I suppose this ties back to some earlier thoughts of mine, where I talk about "Carcosa but not horrible." For HPL to talk about genuine human spirituality instead of abject terror just wasn't something he was interested in. For instance, I'm reading the VALIS trilogy by PKD, and in the first couple chapters of that, there's more spirituality (and by extension humanity) than in HPL's entire oeuvre. This isn't necessarily a slam, but an observation. You can only write about what you can write about, dig? HPL didn't view religion as a positive thing. I'm a little more nuanced on it, but I'm not a fool. I've read enough history to see how religion has excused all manner of excesses and horrors.

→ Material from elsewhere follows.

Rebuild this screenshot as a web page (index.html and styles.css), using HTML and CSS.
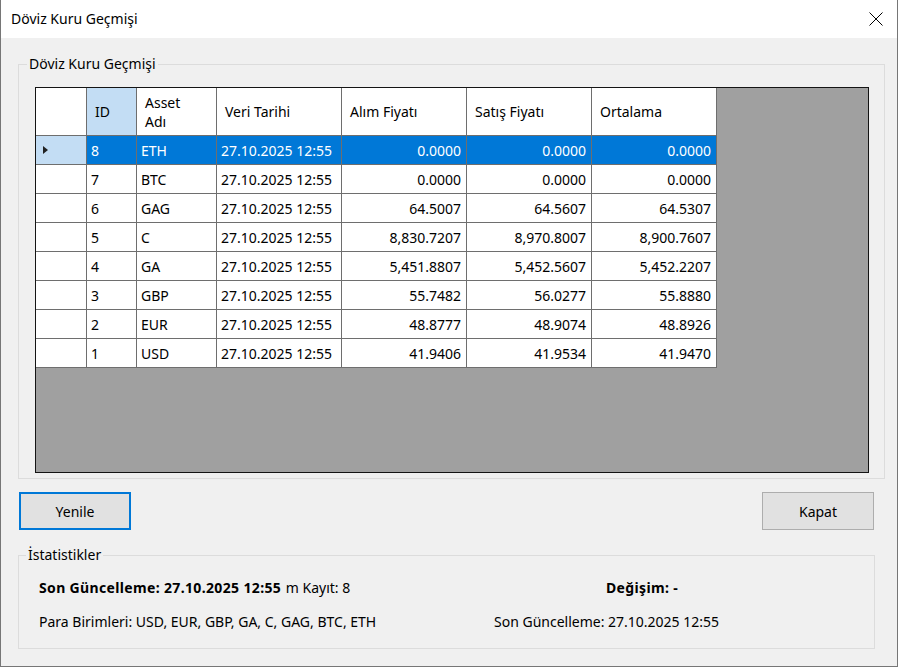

Anwyays, this is a long way around to talk about one of the many mini-revelations-of-the-obvious I've come across on this stupid and meandering pathway I'm on currently. But it struck me as weird, this sort of failure of imagination that HPL (and frankly, most other cosmic horror writers) fell into. Yeah, I know. Lots of writers are just trying to imitate the same kinds of feelings that reading this stuff hit them with when they were impressionable. I'm not any better, I guess. But hopefully I come across a couple different facets of humanity along the way.
Working on a year-end wrap post that I hope to get to in not too long. As I haven't really accomplished all that much visibly this year, well, it should be a short piece.